SOCAN, the body representing Canada’s songwriters and composers like Drake and Joni Mitchell, has revealed that on average musicians writing their own material earned only $67 last year in royalties from domestic streaming services.

Despite the low number, the organization said that overall Canadians gained record royalties from streaming platforms last year.

CEO Jennifer Brown told The Canadian Press that musicians with a large following — such as Drake and The Weeknd — are played regularly, but lesser-known Canadian artists struggle to be promoted in their home country.

Brown expressed support for Bill C-11, a law that would obligate digital platforms to further promote Canadian music by adding more homegrown music to playlists in the country to help support the career of aspiring musicians.
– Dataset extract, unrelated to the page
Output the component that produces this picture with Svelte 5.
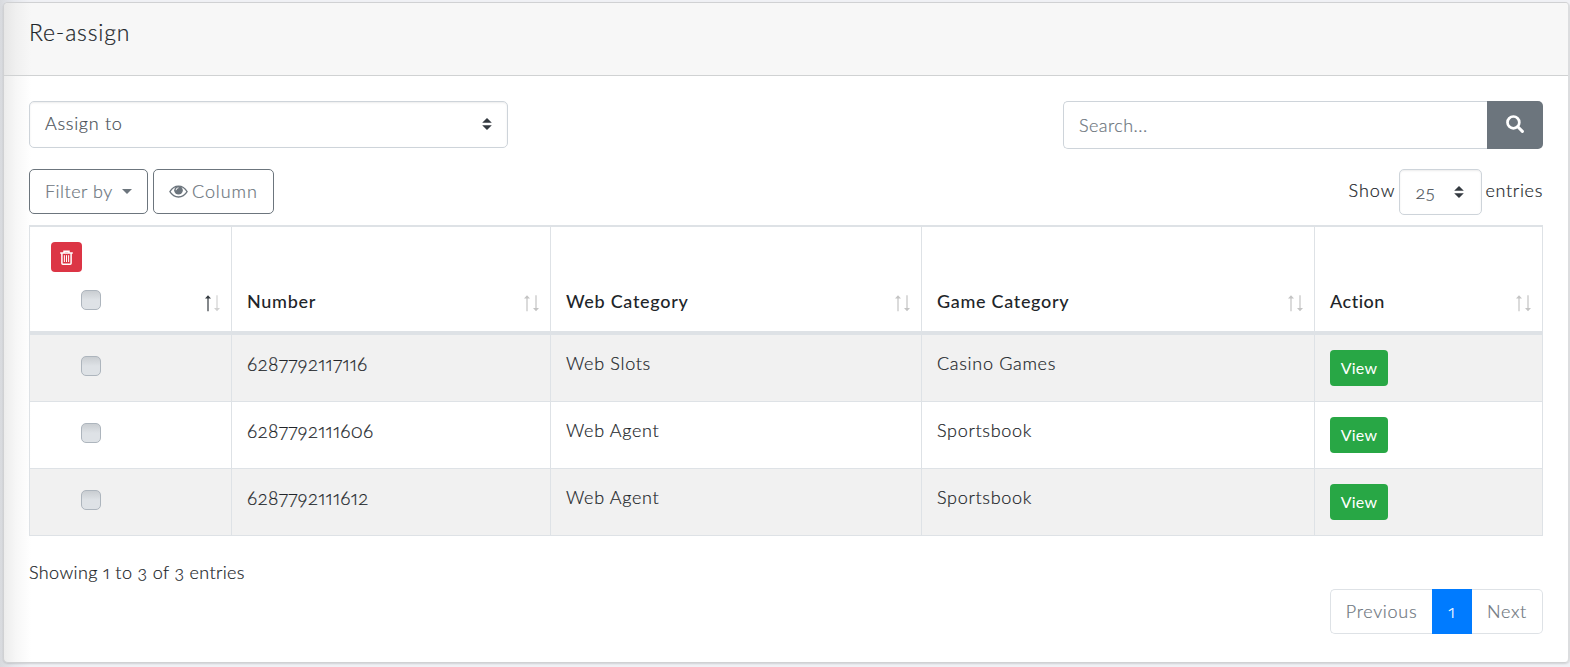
<script>
  const columns = [
    { label: 'Number' },
    { label: 'Web Category' },
    { label: 'Game Category' },
    { label: 'Action' }
  ];
  const rows = [
    { number: '6287792117116', web: 'Web Slots', game: 'Casino Games' },
    { number: '6287792111606', web: 'Web Agent', game: 'Sportsbook' },
    { number: '6287792111612', web: 'Web Agent', game: 'Sportsbook' }
  ];
</script>

{#snippet caret()}
  <svg class="updown" width="10" height="12" viewBox="0 0 4 5"><path fill="#343a40" d="M2 0L0 2h4zm0 5L0 3h4z" /></svg>
{/snippet}

{#snippet sort(active)}
  <svg class="sort" width="17" height="17" viewBox="0 0 17 17">
    <g class:active fill="#c4c4c4"><path d="M4 .3L7 3.6H4.6V16.3H3.4V3.6H1z" /></g>
    <path fill={active ? '#d2d2d2' : '#c4c4c4'} d="M13 16.3L16 13H13.6V.3H12.4V13H10z" />
  </svg>
{/snippet}

<main class="card">
  <header>Re-assign</header>
  <section class="body">
    <div class="bar">
      <div class="select assign"><span>Assign to</span>{@render caret()}</div>
      <div class="search">
        <div class="input"><span>Search...</span></div>
        <button class="go" aria-label="Search">
          <svg width="18" height="18" viewBox="0 0 18 18"><circle cx="7.4" cy="7.4" r="5.9" fill="none" stroke="#fff" stroke-width="2.7" /><path d="M11.8 11.8L16.4 16.4" stroke="#fff" stroke-width="3" stroke-linecap="round" /></svg>
        </button>
      </div>
    </div>
    <div class="bar tools">
      <div class="buttons">
        <button class="outline filter"><span>Filter by</span><i></i></button>
        <button class="outline column">
          <svg width="19" height="13" viewBox="0 0 19 13"><path d="M.9 6.6Q4.2 1.1 9.5 1.1T18.1 6.6Q14.8 12 9.5 12T.9 6.6Z" fill="none" stroke="#6c757d" stroke-width="1.3" /><circle cx="9.5" cy="5.3" r="4.3" fill="#6c757d" /><path d="M7.1 5.2A2.4 2.4 0 0 1 9.5 2.8" fill="none" stroke="#fff" stroke-width=".9" /></svg>
          <span>Column</span>
        </button>
      </div>
      <div class="length"><span class="show">Show</span><div class="select count"><span>25</span>{@render caret()}</div><span class="ent">entries</span></div>
    </div>
    <table>
      <colgroup><col class="c1" /><col class="c2" /><col class="c3" /><col class="c4" /><col class="c5" /></colgroup>
      <thead>
        <tr>
          <th>
            <div class="pick">
              <button class="trash" aria-label="Delete">
                <svg width="13" height="15" viewBox="0 0 13 15" fill="none" stroke="#fff"><path stroke-width="1.5" d="M.2 3.1H12.8M4 3V1.2H9V3M1.9 3V13.3Q1.9 14.2 2.8 14.2H10.2Q11.1 14.2 11.1 13.3V3" /><path d="M4.4 5.2V12M6.5 5.2V12M8.6 5.2V12" /></svg>
              </button>
              <span class="check"></span>
              {@render sort(true)}
            </div>
          </th>
          {#each columns as c}
            <th><div class="head"><span>{c.label}</span>{@render sort(false)}</div></th>
          {/each}
        </tr>
      </thead>
      <tbody>
        {#each rows as r}
          <tr>
            <td class="mark"><span class="check"></span></td>
            <td class="num"><span>{r.number}</span></td>
            <td><span>{r.web}</span></td>
            <td><span>{r.game}</span></td>
            <td><button class="view">View</button></td>
          </tr>
        {/each}
      </tbody>
    </table>
    <p class="info">Showing 1 to 3 of 3 entries</p>
    <nav>
      <span class="prev">Previous</span><span class="current">1</span><span class="next">Next</span>
    </nav>
  </section>
</main>

<style>
  :global(body) {
    background: linear-gradient(90deg, #d8dade 0, #e6e8ed 14px, #f0f1f5 30px);
    overflow: hidden;
  }
  * { box-sizing: border-box; }
  .card {
    width: 1567px;
    height: 661px;
    margin: 2px 0 4px 3px;
    border: 1px solid #d0d1d3;
    border-right: 2px solid #dcdddf;
    border-radius: 5px;
    background: linear-gradient(90deg, #ececec 0, #f7f7f7 12px, #fff 27px);
    box-shadow: 0 1px 2px #0002;
    font: 300 18px/27px Lato, sans-serif;
    font-variant-numeric: oldstyle-nums proportional-nums;
    letter-spacing: .69px;
    -webkit-text-stroke: .2px currentColor;
    color: #212529;
    overflow: hidden;
  }
  header {
    height: 73px;
    padding: 14px 25px;
    border-bottom: 1px solid #d0d2d3;
    background: linear-gradient(90deg, #e6e6e6 0, #f0f0f0 12px, #f7f7f7 27px);
    font-size: 23px;
    line-height: 30px;
    letter-spacing: .8px;
  }
  .body { padding: 25px 24px 0 25px; width: 1563px; }
  .bar { display: flex; justify-content: space-between; height: 48px; }
  .select {
    display: flex;
    align-items: center;
    justify-content: space-between;
    border: 1px solid #ced4da;
    border-radius: 5px;
    background: #fff;
    box-shadow: inset 0 1px 2px #00000013;
    color: #495057;
  }
  .assign { width: 479px; height: 47px; padding: 0 15px 1px; }
  .assign span { padding-bottom: 2px; }
  .search { display: flex; width: 480px; height: 48px; }
  .input {
    flex: 1;
    display: flex;
    align-items: center;
    border: 1px solid #ced4da;
    border-right: 0;
    border-radius: 5px 0 0 5px;
    padding-left: 15px;
    background: #fff;
    color: #6c757d;
    letter-spacing: .45px;
  }
  button { font: inherit; letter-spacing: inherit; border: 0; padding: 0; margin: 0; }
  .go { display: flex; align-items: center; justify-content: center; width: 56px; padding-bottom: 2px; border-radius: 0 5px 5px 0; background: #6c757d; }
  .tools { margin-top: 20px; height: 46px; }
  .buttons { display: flex; gap: 5px; }
  .outline {
    display: flex;
    align-items: center;
    height: 45px;
    border: 1px solid #6c757d;
    border-radius: 5px;
    background: transparent;
    color: #6c757d;
    padding: 0 15px;
  }
  .filter { width: 119px; justify-content: space-between; letter-spacing: .5px; }
  .filter i { border: 5.5px solid transparent; border-top-color: #6c757d; border-bottom: 0; }
  .column { width: 121px; gap: 4px; letter-spacing: .9px; }
  .length { display: flex; align-items: center; height: 46px; }
  .count { width: 83px; height: 46px; margin: 0 3px 0 4px; padding: 0 17px 0 15px; }
  .show, .ent { padding-bottom: 3px; }
  .show { letter-spacing: .95px; }

  table {
    width: 1514px;
    margin-top: 10px;
    table-layout: fixed;
    border-collapse: separate;
    border-spacing: 0;
  }
  .c1 { width: 202px; }
  .c2 { width: 319px; }
  .c3 { width: 371px; }
  .c4 { width: 393px; }
  .c5 { width: 229px; }
  th, td { border-left: 1px solid #dee2e6; padding: 0 10px 0 15px; text-align: left; vertical-align: top; }
  th:last-child, td:last-child { border-right: 1px solid #dee2e6; }
  th { height: 110px; border-top: 2px solid #dee2e6; border-bottom: 4px solid #dee2e6; font-weight: 500; -webkit-text-stroke: 0; }
  th:last-child { letter-spacing: .5px; }
  td { height: 67px; border-bottom: 1px solid #dee2e6; padding-top: 15px; }
  tbody tr:nth-child(odd) td { background: #f1f1f1; }
  .head { display: flex; justify-content: space-between; align-items: flex-end; height: 88px; }
  .pick { display: grid; grid-template-columns: 1fr 17px; grid-template-rows: 30px 58px; padding: 15px 0 0 6px; height: 104px; }
  .trash { grid-column: 1 / 3; display: flex; align-items: center; justify-content: center; width: 31px; height: 30px; border-radius: 4px; background: #dc3545; }
  .check {
    display: block;
    width: 20px;
    height: 20px;
    border: 1px solid #adb5bd;
    border-radius: 5px;
    background: linear-gradient(#c9cdd1, #dee2e6 50%);
  }
  .pick .check { margin: 18px 0 0 30px; }
  .pick .sort { align-self: start; margin-top: 23px; }
  .head .sort { margin-bottom: 3px; }
  .sort { display: block; flex: none; }
  .active { fill: #343a40; }
  .mark .check { margin: 6px 0 0 36px; }
  .num { font-size: 19px; letter-spacing: .3px; }
  .view {
    display: block;
    width: 58px;
    height: 36px;
    padding-bottom: 2px;
    border-radius: 4px;
    background: #28a745;
    color: #fff;
    font-size: 16px;
    font-weight: 400;
    letter-spacing: .25px;
    -webkit-text-stroke: 0;
  }
  .info { margin: 23px 0 3px; letter-spacing: .38px; }
  nav { display: flex; justify-content: flex-end; height: 45px; color: #6c757d; }
  nav span { display: flex; align-items: center; justify-content: center; border: 1px solid #dee2e6; }
  .prev { width: 102px; border-radius: 5px 0 0 5px; border-right: 0; }
  .current { width: 40px; border-color: #007bff; background: #007bff; color: #fff; }
  .next { width: 71px; border-left: 0; border-radius: 0 5px 5px 0; }
</style>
The bill, which is currently being debated, would apply to YouTube, Spotify, and other online streaming services to promote Canadian artists, similar to the way traditional radio stations must provide allotted airtime to Canadian music.

The difficulty is that streaming services work differently from traditional radio because people are able to select what and when they want to listen to music. Bill C-11 is likely to be flexible about promoting Canadian music.

Brown says the bill would also include financial contributions from streaming services to support Canadian talent with necessities such as recording studios.

Not everyone agrees with SOCAN’s take on Bill C-11. University of Ottawa Law Professor, Michael Geist, says SOCAN revenues have increased every year, helped by streaming services. Bill C-11 would essentially force-feed Canadian music and not show a true picture of what’s actually popular.